Este miércoles, el presidente Alberto Fernández encabezó la presentación del Plan Nacional de Conectividad Conectar en la sede central de la empresa estatal ARSAT, ubicada en la localidad bonaerense de Benavídez, que contará con una inversión de 37.900 millones de pesos destinada a cuatro ejes: al Sistema Satelital Argentino, la REFEFO, la TDA y al Centro Nacional de Datos.

“Nuestro compromiso sigue siendo pensar en la Argentina del futuro que promueve la educación, la ciencia y la tecnología”, expresó el presidente junto a su jefe de Gabinete, Santiago Cafiero, y la secretaria de Innovación Pública, Micaela Sánchez Malcom.

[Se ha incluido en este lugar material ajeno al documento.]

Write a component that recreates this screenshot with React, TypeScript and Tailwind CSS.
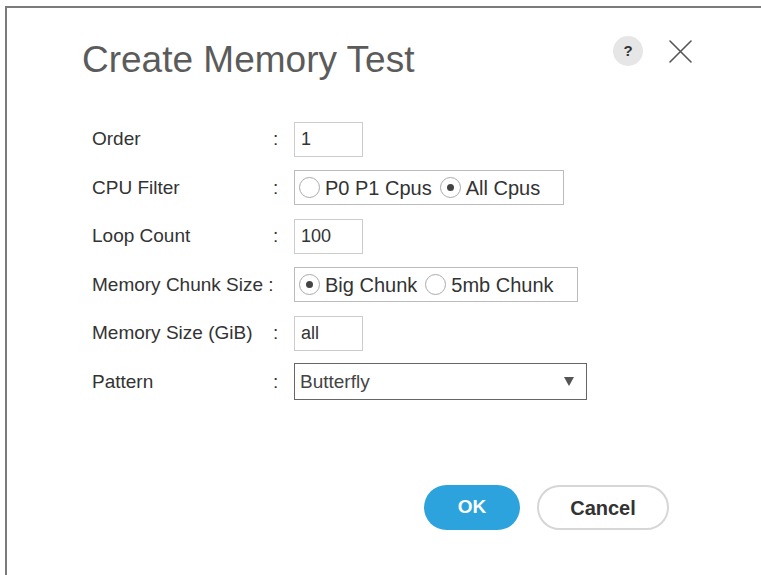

Sobre la presentación del programa Conectar, Fernández afirmó: “Me toca volver a poner en marcha el plan para permitir que 22 millones de argentinos puedan acceder a algo tan elemental como es hoy el servicio de Internet”.
De la inversión, $19.950 millones serán para el Sistema Satelital Argentino, que incluye el desarrollo, construcción y lanzamiento del Arsat SG1, "el primero de la segunda generación de satélites de la empresa estatal", según explicaron en la empresa, que servirá para brindarle conectividad satelital de alta calidad a más de 200.000 hogares rurales.

El anuncio oficial se realizó en las instalaciones de la empresa estatal ARSAT, en Benavidez.

Por su parte, otros $13.200 millones se destinarán a la REFEFO con la construcción e iluminación de nuevos 4.408 kilómetros de fibra, para llegar a los 38.808 kilómetros en el 2023.

Asimismo, para la TDA, que permite el acceso a las señales digitales audiovisuales por antena, se invertirán $450 millones, con el que se renovarán los equipos de las 100 estaciones de transmisión, que permiten tener cobertura en más del 80% del territorio.

Finalmente, el Centro Nacional de Datos, que funciona en las instalaciones de Arsat en Benavídez, recibirá una inversión de $4.300 millones para actualizar los equipos de almacenamiento, servidores, redes, backup y software.